D’un point de vue méthodologique, nous avons retenu le portefeuille des sociétés qui composent l’indice Eurostoxx 600. Nous cherchons à déterminer s’il y a une réaction des marchés à la publication des premiers rapports comptables des entreprises après la mise en place de la norme IFRS 13. Une réaction positive démontrerait l’impact positif de la norme sur la qualité de l’information fournie.

Il se trouve que l’application de la norme IFRS 13 a été disparate selon les sociétés. Une étude réalisée par le cabinet Mazars en 2013 avait d’ailleurs déjà permis cette observation. En effet, par la lecture des documents de référence des sociétés, il apparaît que chacune des sociétés communique différemment en ce qui concerne les items d’informations à renseigner.

Cette application disparate nous a permis d’isoler l’effet de la norme IFRS 13 pour expliquer nos résultats. Notre étude a conduit à observer des rendements anormaux, ce qui signifie qu’il y a bien une réaction des marchés suite à l’application de cette norme. Or, tous les rendements anormaux observés ne sont pas justifiés par l’application des items de la norme.

Nous pouvons donc conclure que ce n’est pas l’ensemble des informations supplémentaires communiquées dans le cadre de la norme IFRS 13 qui est utile aux investisseurs.

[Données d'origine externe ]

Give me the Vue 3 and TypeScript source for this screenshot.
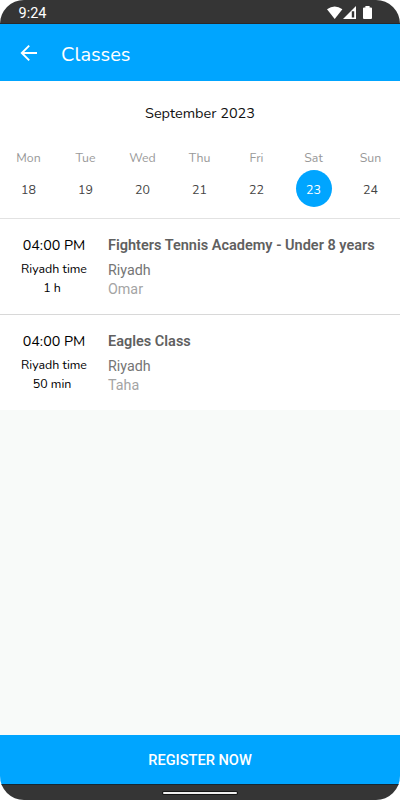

Il y a donc un écart entre l’offre d’informations proposée par les entreprises et la demande d’informations des investisseurs. Or, satisfaire les besoins d’informations des investisseurs boursiers et les aider à prendre leurs décisions n’est-elle pas en définitive la fin assignée aux normes IFRS et à la pratique comptable par le normalisateur international ? Nous venons bien de remettre en question un des points clefs du cadre conceptuel des normes IFRS.